## [EXERCISE BRIEF]
Select from the data all lines with the word "full".

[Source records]

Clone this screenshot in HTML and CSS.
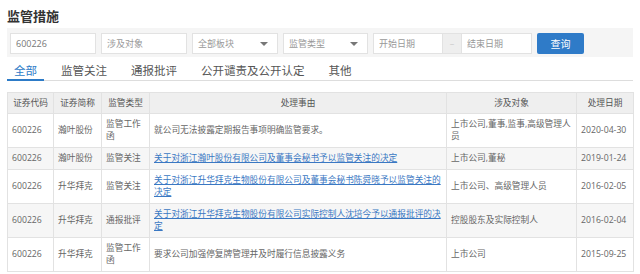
FILE: index.html
```html
<!DOCTYPE html>
<html lang="zh-CN">
<head>
    <meta charset="UTF-8">
    <meta name="viewport" content="width=device-width, initial-scale=1.0">
    <title>监管措施</title>
    <link rel="stylesheet" href="styles.css">
</head>
<body>
    <div class="page">
        <h2 class="title">监管措施</h2>

        <div class="filter-bar">
            <input class="field w86" type="text" value="600226">
            <input class="field w86" type="text" placeholder="涉及对象">
            <div class="select w86"><span>全部板块</span><i class="arrow"></i></div>
            <div class="select w85"><span>监管类型</span><i class="arrow"></i></div>
            <div class="date-range">
                <input class="field w70" type="text" placeholder="开始日期">
                <span class="dash">–</span>
                <input class="field w71" type="text" placeholder="结束日期">
            </div>
            <button class="search-btn">查询</button>
        </div>

        <div class="tabs">
            <span class="tab active">全部</span>
            <span class="tab">监管关注</span>
            <span class="tab">通报批评</span>
            <span class="tab">公开谴责及公开认定</span>
            <span class="tab">其他</span>
        </div>

        <table class="grid">
            <colgroup>
                <col style="width:46px">
                <col style="width:48px">
                <col style="width:48px">
                <col style="width:297px">
                <col style="width:130px">
                <col style="width:57px">
            </colgroup>
            <thead>
                <tr>
                    <th>证券代码</th>
                    <th>证券简称</th>
                    <th>监管类型</th>
                    <th>处理事由</th>
                    <th>涉及对象</th>
                    <th>处理日期</th>
                </tr>
            </thead>
            <tbody>
                <tr>
                    <td>600226</td>
                    <td>瀚叶股份</td>
                    <td>监管工作函</td>
                    <td>就公司无法披露定期报告事项明确监管要求。</td>
                    <td>上市公司,董事,监事,高级管理人员</td>
                    <td>2020-04-30</td>
                </tr>
                <tr>
                    <td>600226</td>
                    <td>瀚叶股份</td>
                    <td>监管关注</td>
                    <td><a href="#">关于对浙江瀚叶股份有限公司及董事会秘书予以监管关注的决定</a></td>
                    <td>上市公司,董秘</td>
                    <td>2019-01-24</td>
                </tr>
                <tr>
                    <td>600226</td>
                    <td>升华拜克</td>
                    <td>监管关注</td>
                    <td><a href="#">关于对浙江升华拜克生物股份有限公司及董事会秘书陈舜晓予以监管关注的决定</a></td>
                    <td>上市公司、高级管理人员</td>
                    <td>2016-02-05</td>
                </tr>
                <tr>
                    <td>600226</td>
                    <td>升华拜克</td>
                    <td>通报批评</td>
                    <td><a href="#">关于对浙江升华拜克生物股份有限公司实际控制人沈培今予以通报批评的决定</a></td>
                    <td>控股股东及实际控制人</td>
                    <td>2016-02-04</td>
                </tr>
                <tr>
                    <td>600226</td>
                    <td>升华拜克</td>
                    <td>监管工作函</td>
                    <td>要求公司加强停复牌管理并及时履行信息披露义务</td>
                    <td>上市公司</td>
                    <td>2015-09-25</td>
                </tr>
            </tbody>
        </table>
    </div>
</body>
</html>
```

FILE: styles.css
```css
body {
    margin: 0;
    background: #fff;
    font-family: "Open Sans", "Noto Sans CJK SC", sans-serif;
    color: #666;
}
.page {
    padding: 6px 7px 0;
}
.title {
    margin: 0 0 2px;
    font-size: 13px;
    line-height: 20px;
    font-weight: bold;
    color: #333;
}

/* filter bar */
.filter-bar {
    display: flex;
    gap: 5px;
    background: #f5f5f5;
    padding: 5px 3px 3px;
}
.field, .select {
    box-sizing: border-box;
    height: 21px;
    border: 1px solid #e2e2e2;
    background: #fff;
    font-family: inherit;
    font-size: 9px;
    color: #777;
    padding: 0 5px;
    outline: none;
}
.field::placeholder {
    color: #999;
}
.w86 { width: 86px; }
.w85 { width: 85px; }
.w70 { width: 70px; }
.w71 { width: 71px; }
.select {
    display: flex;
    align-items: center;
    justify-content: space-between;
    color: #999;
}
.arrow {
    width: 0;
    height: 0;
    margin-right: 4px;
    border-left: 4px solid transparent;
    border-right: 4px solid transparent;
    border-top: 4px solid #777;
}
.date-range {
    display: flex;
}
.dash {
    box-sizing: border-box;
    width: 18px;
    height: 21px;
    line-height: 19px;
    text-align: center;
    background: #eee;
    border-top: 1px solid #e2e2e2;
    border-bottom: 1px solid #e2e2e2;
    color: #ccc;
    font-size: 9px;
}
.search-btn {
    width: 47px;
    height: 21px;
    border: none;
    border-radius: 2px;
    background: #2f7bc8;
    color: #fff;
    font-family: inherit;
    font-size: 10px;
    padding: 0;
}

/* tabs */
.tabs {
    display: flex;
    border-bottom: 1px solid #ddd;
}
.tab {
    padding: 6px 7px 0;
    margin-right: 10px;
    margin-bottom: -1px;
    font-size: 11.5px;
    line-height: 16px;
    color: #555;
    border-bottom: 2px solid transparent;
}
.tab.active {
    color: #2d7bc7;
    border-bottom-color: #2d7bc7;
}

/* table */
.grid {
    margin-top: 11px;
    width: 626px;
    table-layout: fixed;
    border-collapse: collapse;
    font-size: 8.7px;
    line-height: 12px;
}
.grid th, .grid td {
    border: 1px solid #e2e2e2;
    padding: 4px 4px 5px;
    vertical-align: middle;
    text-align: left;
}
.grid th {
    padding: 4px;
    background: #efefef;
    color: #555;
    font-weight: normal;
    text-align: center;
}
.grid tbody tr:nth-child(even) td {
    background: #f6f6f6;
}
.grid a {
    color: #3a78c3;
    text-decoration: underline;
}
```
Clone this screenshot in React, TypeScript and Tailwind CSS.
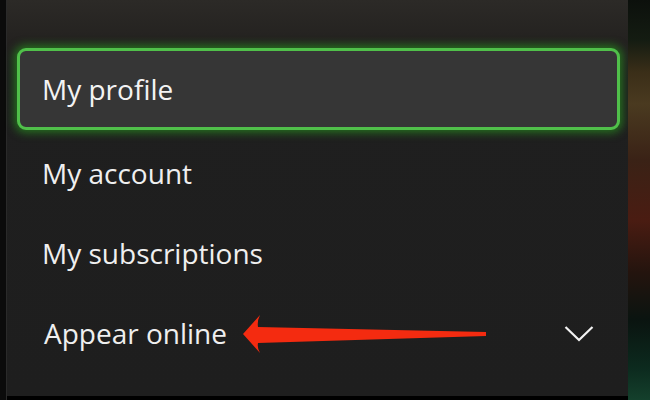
import React from "react";

const items = ["My account", "My subscriptions"];

function Chevron() {
  return (
    <svg width="30" height="17" viewBox="0 0 30 17" fill="none">
      <polyline points="1.5,2 15,15 28.5,2" stroke="#f2f2f2" strokeWidth="2.2" strokeLinejoin="miter" />
    </svg>
  );
}

function RedArrow() {
  return (
    <svg
      className="absolute left-[240px] top-[312px]"
      width="250"
      height="44"
      viewBox="0 0 250 44"
    >
      <path
        d="M3 22 L20 3 Q17 9 18 15 L246 20 L246 24 L18 31 Q17 36 20 41 Z"
        fill="#f42b10"
      />
    </svg>
  );
}

export default function App() {
  return (
    <div
      className="relative flex w-[650px] h-[400px] bg-black overflow-hidden"
      style={{ fontFamily: '"Open Sans", "Noto Sans", sans-serif' }}
    >
      {/* left edge */}
      <div className="w-[7px] h-full bg-[#0b0b0b] border-r border-[#2a2a2a]" />

      {/* menu panel */}
      <div className="flex flex-col w-[621px] h-[396px] pt-[48px] pl-[10px] pr-[8px] bg-[linear-gradient(180deg,#2c2a27_0px,#242220_40px,#1f1f1f_80px,#1e1e1e_100%)]">
        {/* focused item */}
        <div className="flex items-center h-[82px] pl-[22px] rounded-[9px] border-[3px] border-[#50c04a] bg-[#363636] shadow-[0_0_8px_3px_rgba(40,150,30,0.65)]">
          <span className="text-[28px] text-[#f3f3f3] leading-none pb-[1px]">My profile</span>
        </div>

        <div className="h-[3px]" />

        {items.map((label) => (
          <div key={label} className="flex items-center h-[80px] pl-[25px]">
            <span className="text-[28px] text-[#efefef] leading-none">{label}</span>
          </div>
        ))}

        <div className="flex items-center justify-between h-[80px] pl-[27px] pr-[26px]">
          <span className="text-[28px] text-[#efefef] leading-none">Appear online</span>
          <Chevron />
        </div>
      </div>

      {/* background art peeking on the right */}
      <div className="flex-1 h-full bg-[linear-gradient(180deg,#0c100c_0%,#141c12_10%,#3a2e18_18%,#4a3a20_26%,#3a2216_40%,#4a1c12_55%,#24140e_68%,#0a1410_80%,#0c2a1e_92%,#14402c_100%)]" />

      <RedArrow />
    </div>
  );
}
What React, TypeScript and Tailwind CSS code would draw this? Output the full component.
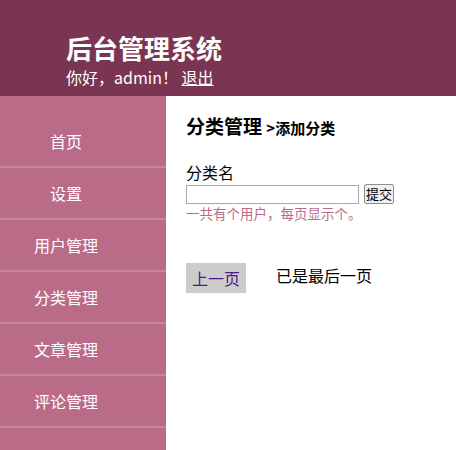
import React from "react";

const menu = ["首页", "设置", "用户管理", "分类管理", "文章管理", "评论管理"];

export default function App() {
  return (
    <div className="min-h-[450px] flex flex-col font-['Noto_Sans_CJK_SC','Liberation_Sans',sans-serif] text-black">
      {/* header */}
      <header className="h-[96px] bg-[#7a3552] pl-[66px] pt-[30px] text-white">
        <h1 className="text-[26px] font-bold leading-[36px]">后台管理系统</h1>
        <p className="text-[16px] leading-[22px]">
          你好，admin！ <a className="underline">退出</a>
        </p>
      </header>

      <div className="flex flex-1">
        {/* sidebar */}
        <aside className="w-[166px] bg-[#b96b87] pt-[20px] min-h-[354px]">
          <ul>
            {menu.map((m) => (
              <li key={m} className="border-b-2 border-[#c4859c]">
                <a className="block w-[132px] h-[50px] leading-[50px] text-center text-[16px] text-white">
                  {m}
                </a>
              </li>
            ))}
          </ul>
        </aside>

        {/* content */}
        <main className="flex-1 pl-[20px] pt-[17px]">
          <h3 className="text-[19px] font-bold leading-[26px]">
            分类管理 <span className="text-[15px] font-bold">&gt;添加分类</span>
          </h3>
          <form className="mt-[19px]">
            <label className="block text-[16px] leading-[24px]">分类名</label>
            <div className="flex items-center gap-[5px]">
              <input className="w-[173px] h-[19px] border border-[#a9a9a9] bg-white" />
              <button
                type="button"
                className="h-[20px] px-[1px] text-[13px] leading-[16px] border border-[#8f8f8f] bg-[#efefef] rounded-[2px]"
              >
                提交
              </button>
            </div>
            <p className="text-[13.5px] leading-[18px] text-[#b96b87]">一共有个用户，每页显示个。</p>
          </form>
          <div className="mt-[41px] flex items-center">
            <a className="w-[60px] h-[30px] leading-[30px] text-center bg-[#cccccc] text-[#4b1a8b] text-[16px]">上一页</a>
            <span className="ml-[30px] text-[16px] -mt-[6px]">已是最后一页</span>
          </div>
        </main>
      </div>
    </div>
  );
}
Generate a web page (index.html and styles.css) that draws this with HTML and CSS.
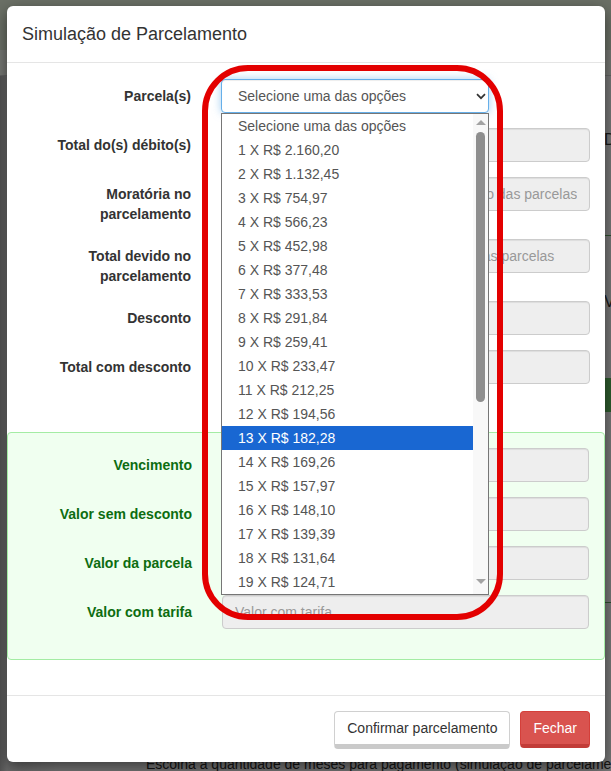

## [FINAL ANSWER]
      <div className="w-[7px] h-full bg-[#0b0b0b] border-r border-[#2a2a2a]" />
      <div className="flex-1 h-full bg-[linear-gradient(180deg,#0c100c_0%,#141c12_10%,#3a2e18_18%,#4a3a20_26%,#3a2216_40%,#4a1c12_55%,#24140e_68%,#0a1410_80%,#0c2a1e_92%,#14402c_100%)]" />
What React, TypeScript and Tailwind CSS code would draw this? Output the full component.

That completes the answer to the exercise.